Rock guitar music, getting the right effect.
We looked at the right guitar and amp in the last part, now to get the best sound out of these you can use effect pedals. Not essential but for playing rock guitar but you will probably get them eventually, are effect pedals.
Effect pedals are used to change the sound of your guitar through your amplifier and are normally foot operated. The effect pedals are made by many companies Boss, Danelectro, Ibanez, Digitech, Dunlop and more.
The most common pedals are distortion and overdrive. Distortion changes or distorts, clips the sound of your guitar making it dirtier and heavier. It is mainly used for rhythm guitar.
The overdrive pedal will push or overdrive the signal, usually giving the sound of a Tube amp overdriving. It gives a heavier but cleaner sound than the distortion pedal. When the volume is quieter it will be a cleaner sound and it distorts and clips more for higher volumes. It is used for both lead guitar and rhythm. Having them on foot operated effect pedals makes them easier to operate than a push button on an amp if you need to turn it off while you are playing guitar.

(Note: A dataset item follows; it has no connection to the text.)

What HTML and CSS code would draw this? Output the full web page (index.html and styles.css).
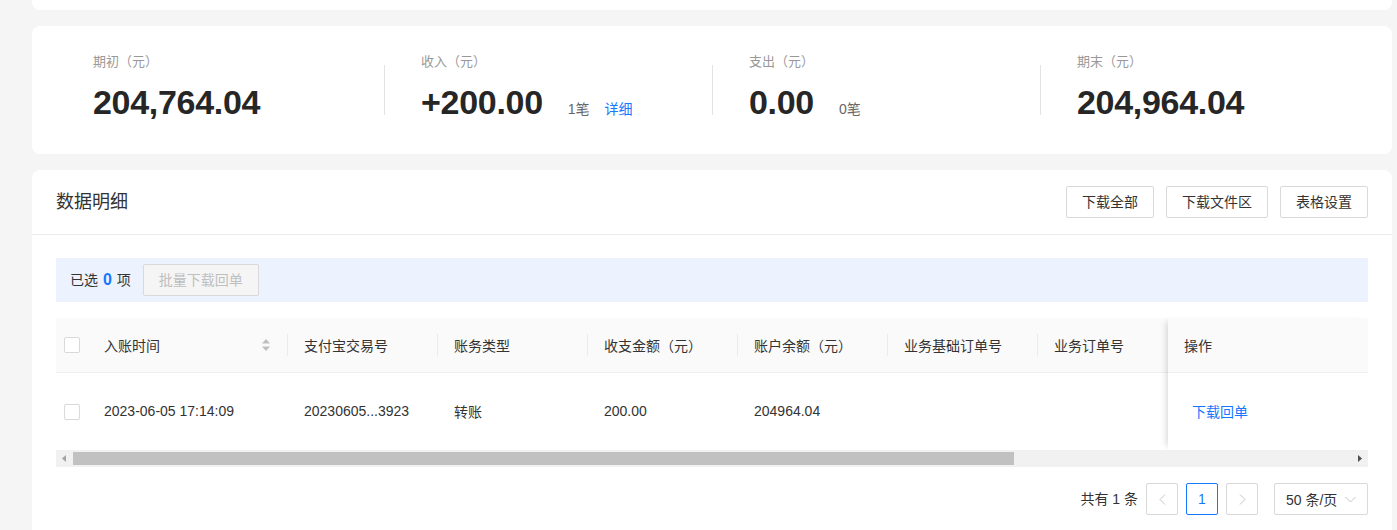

Other pedals are the noise gate previously mentioned to keep unwanted sounds down.
Chorus, flanger, reverb (or echo) pedals are used to get even more fancy sounds. Chorus will make your lead solo sound like two guitars by splitting off the guitar signal in two. The second signal is delayed and can be changed in pitch and then mixed back in with the original first signal.
A compressor pedal is often used for lead solos also. It dampens or attenuates loud guitar notes and increases or sustains the notes when they get quieter. Just think of Gary Moore and “Parisienne Walkway” and you will know what heavy compression while playing rock guitar sounds like.
For your initial guitar lessons, all you would need is a Distortion or Overdrive pedal.
Multi-effect units are a very economical option. They digitally produce the sound of all the pedals above in a single unit.
You can get ones made by Boss, Korg, Zoom, Digitech, Vox, Roland and more multi-effect pedals. They will have preprogrammed sound or patch which use multiple effect to create a certain type of sound. Most of these have several pedals so you can set them up to switch between three sounds. Your rhythm guitar sound, clean guitar sound and lead guitar at the touch of one pedal. Only disadvantage is that you do not learn what each pedal does or how they interact to product the overall sound. Programming your patches is a good way to learn what the effects do.
A quick note about leads for your guitar amp and pedals. Buy the best quality one you can even as you learn to play rock guitar. Decide the length (3 to 5m) you need in the cable and go for a thick cable with good plugs. Don’t buy a thin long cable (9m) because it is cheap, you will end up replacing it as they will break easily and cause hassle and frustration. Cheap leads also tend to introduce noise into your amp. Spend at least $30 on your cable.
Now it is time to play guitar and try out the right sound and learn to play rock guitar.